The World Bank and the World Wildlife Fund announced a five-year programme yesterday to reduce the destruction of forests by 10% annually in an attempt to combat the alarming disappearance of the world’s trees.
The two organisations, which established a Forest Alliance in 1998, said they would intensify their efforts to support new forest protected areas such as national parks, more effective management of already protected areas, and improved management of forests that are not yet protected.
“Ecologically and economically valuable forests in places like the boreal forests of Russia’s Far East, the lowland forests of Sumatra (in Indonesia), and the rainforests of the Amazon and the Congo are disappearing quickly to forces such as illegal or poorly regulated logging and agricultural clearing,” said Claude Marin, the World Wildlife Fund’s director-general.
In the 1990s, the deforestation rate was estimated at more than 14 million hectares per year, but 5.2 million hectares (12.8 million acres) of forest were also gained through new planting and natural expansion – leaving an annual net loss of 9.4 million hectares (23.2 million acres), according to a recent UN report.

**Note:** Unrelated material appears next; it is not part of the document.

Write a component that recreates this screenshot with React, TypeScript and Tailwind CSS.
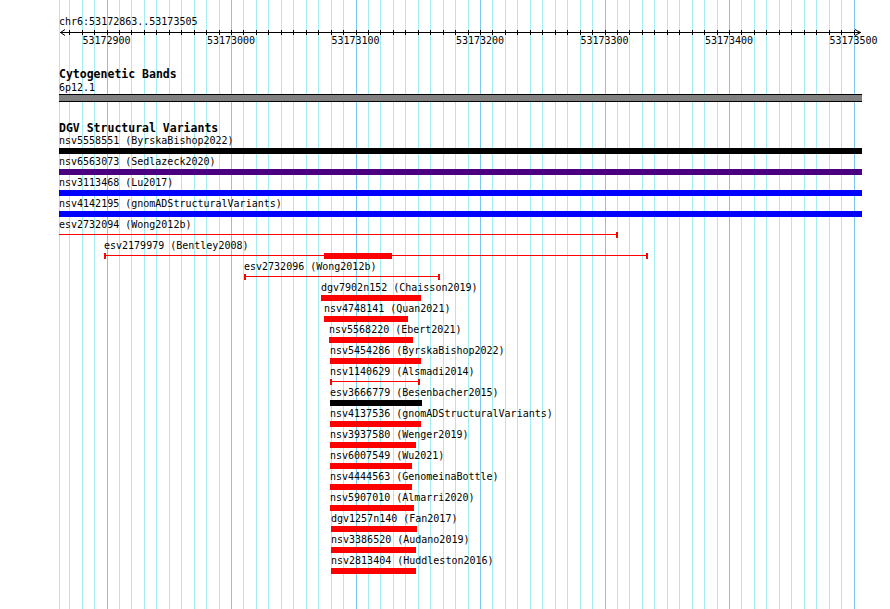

Ken Newcombe, the World Bank’s senior manager for sustainable development, said the alliance wants to put 300 million hectares (741 million acres) under some form of improved forest management.
Gabon’s Deputy Environment Minister Alexandre Hugues Barro Chambrier urged the alliance to mobilise financing and continue supporting a treaty signed by seven Central African countries in February to help save the world’s second largest rain forest in the Congo Basin.
Tasso Rezende de Azevedo, director of Brazil’s National Forest Program, called last year’s deforestation rate in Brazil of about 2.6 million hectares (6.4 million acres) ”almost unacceptable” – but he said the increase was limited to just two states that focused on agribusiness rather than sustainable forestry.
:: Nicaragua’s President Enrique Bolanos said yesterday that he will ban logging nationwide in hopes of halting deforestation in the country.
“No type of tree will be cut for several years so that we have more rain, more rivers, abundant electrical energy, more wood, more welfare and more production,” he said during an appearance in Mina Rosita, near the Caribbean coast.
Bolanos’ announcement came a day after his attorney general and environmental prosecutor brought charges against two congressmen, a mayor and a federal comptroller related to illegal trafficking in wood.
Some analysts estimate that Nicaragua has lost about half of its forest cover since 1950.